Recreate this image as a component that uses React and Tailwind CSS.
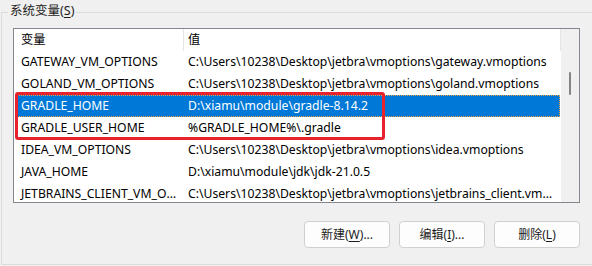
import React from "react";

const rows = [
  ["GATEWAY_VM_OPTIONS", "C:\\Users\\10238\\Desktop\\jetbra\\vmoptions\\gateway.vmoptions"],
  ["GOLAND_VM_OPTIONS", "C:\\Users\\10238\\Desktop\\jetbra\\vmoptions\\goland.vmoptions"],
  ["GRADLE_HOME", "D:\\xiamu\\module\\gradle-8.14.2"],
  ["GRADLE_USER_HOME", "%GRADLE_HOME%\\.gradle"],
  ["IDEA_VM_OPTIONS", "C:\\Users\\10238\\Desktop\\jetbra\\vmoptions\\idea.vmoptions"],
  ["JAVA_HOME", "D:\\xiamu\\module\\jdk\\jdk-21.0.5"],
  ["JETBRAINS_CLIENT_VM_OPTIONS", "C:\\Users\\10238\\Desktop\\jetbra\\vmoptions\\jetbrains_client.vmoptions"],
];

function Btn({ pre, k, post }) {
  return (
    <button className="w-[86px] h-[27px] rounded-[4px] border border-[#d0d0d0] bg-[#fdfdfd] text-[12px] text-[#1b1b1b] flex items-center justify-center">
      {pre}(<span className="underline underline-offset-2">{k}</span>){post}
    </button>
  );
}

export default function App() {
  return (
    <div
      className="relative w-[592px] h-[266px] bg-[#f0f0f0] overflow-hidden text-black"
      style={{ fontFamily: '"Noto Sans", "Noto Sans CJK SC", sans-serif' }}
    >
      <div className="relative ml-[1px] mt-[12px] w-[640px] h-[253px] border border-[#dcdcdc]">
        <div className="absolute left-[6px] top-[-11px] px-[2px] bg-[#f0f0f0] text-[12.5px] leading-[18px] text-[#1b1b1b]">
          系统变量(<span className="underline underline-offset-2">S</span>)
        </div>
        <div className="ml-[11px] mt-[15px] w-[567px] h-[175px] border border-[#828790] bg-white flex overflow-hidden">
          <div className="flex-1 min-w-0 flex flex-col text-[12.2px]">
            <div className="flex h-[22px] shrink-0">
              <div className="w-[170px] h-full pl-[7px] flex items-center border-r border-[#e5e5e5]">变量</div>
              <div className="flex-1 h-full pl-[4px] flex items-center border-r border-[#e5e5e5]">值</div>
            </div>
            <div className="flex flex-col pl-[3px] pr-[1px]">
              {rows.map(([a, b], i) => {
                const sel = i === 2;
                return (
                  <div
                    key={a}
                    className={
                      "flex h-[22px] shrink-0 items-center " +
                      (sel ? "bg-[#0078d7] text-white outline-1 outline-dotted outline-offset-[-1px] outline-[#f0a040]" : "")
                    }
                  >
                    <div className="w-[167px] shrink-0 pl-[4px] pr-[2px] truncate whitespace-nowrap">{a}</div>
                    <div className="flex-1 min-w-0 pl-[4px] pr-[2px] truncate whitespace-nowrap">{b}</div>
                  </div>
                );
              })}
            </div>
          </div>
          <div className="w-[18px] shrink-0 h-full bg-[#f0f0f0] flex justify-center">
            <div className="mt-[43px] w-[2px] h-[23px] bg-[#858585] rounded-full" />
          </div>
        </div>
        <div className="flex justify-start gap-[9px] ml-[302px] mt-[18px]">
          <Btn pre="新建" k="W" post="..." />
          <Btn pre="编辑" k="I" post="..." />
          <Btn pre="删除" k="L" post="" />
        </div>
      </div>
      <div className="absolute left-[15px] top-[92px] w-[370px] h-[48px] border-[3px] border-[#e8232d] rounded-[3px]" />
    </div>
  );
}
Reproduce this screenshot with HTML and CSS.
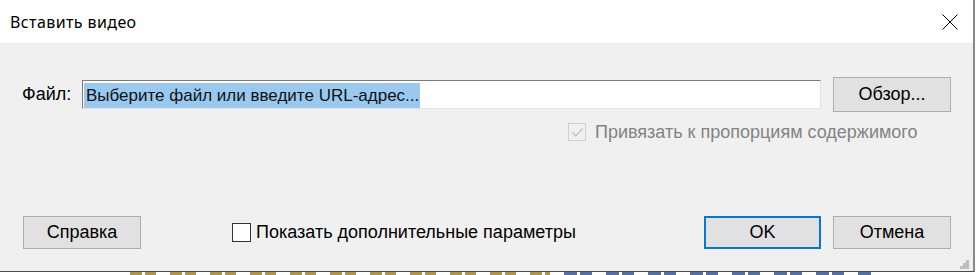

- Written problem:
Filter the entries down to the lines containing "this". Copy each of those lines.

- Expected output:
Recreate this image as a component that uses React and Tailwind CSS.
Reproduce this screenshot with HTML and CSS.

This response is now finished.